McCarey was so fond of Make Way for Tomorrow (1937) — a total box-office flop — that when he won the Best Director Oscar for The Awful Truth that same year, he told the Academy they’d rewarded him for the wrong film. Some consider Beulah Bondi’s performance as the old mother and wife to be one of the greatest of the ’30s. Bondi, by the way, was about 48 when Make Way for Tomorrow was made.
Duck Soup (1932) is a political farce starring the Marx Brothers — which makes me, once again, wish that TCM had bothered showing My Son John this Christmas. I’m not a fan of the Marx Brothers, but those who are will surely enjoy Duck Soup, considered by many to be their zaniest vehicle. Personally, I find the religious/right-wing melodrama in My Son John (Patriot Dad hits Commie Son on the head with the Bible) infinitely funnier. (McCarey was as ardently right-wing as he was ardently Catholic.)
McCarey’s Once Upon a Honeymoon was considered tasteless and vulgar when it came out in 1942. A comedy about Nazis!
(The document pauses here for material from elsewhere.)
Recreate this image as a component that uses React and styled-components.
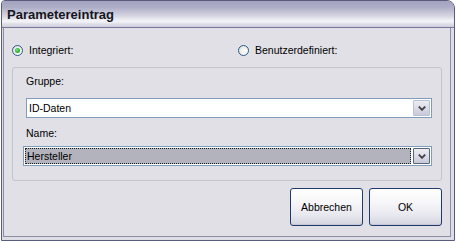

Well, so was Ernst Lubitsch’s To Be or Not to Be, released that same year. But unlike Lubitsch’s film, Once Upon a Honeymoon has never achieved cult status. It’s been a while since I last saw it, but I remember finding hilarious this tale of an American golddiger and her Nazi husband. In fact, I find Once Upon a Honeymoon much funnier than To Be or Not to Be, chiefly because of its cast: Ginger Rogers, Cary Grant, and scene-stealer Walter Slezak.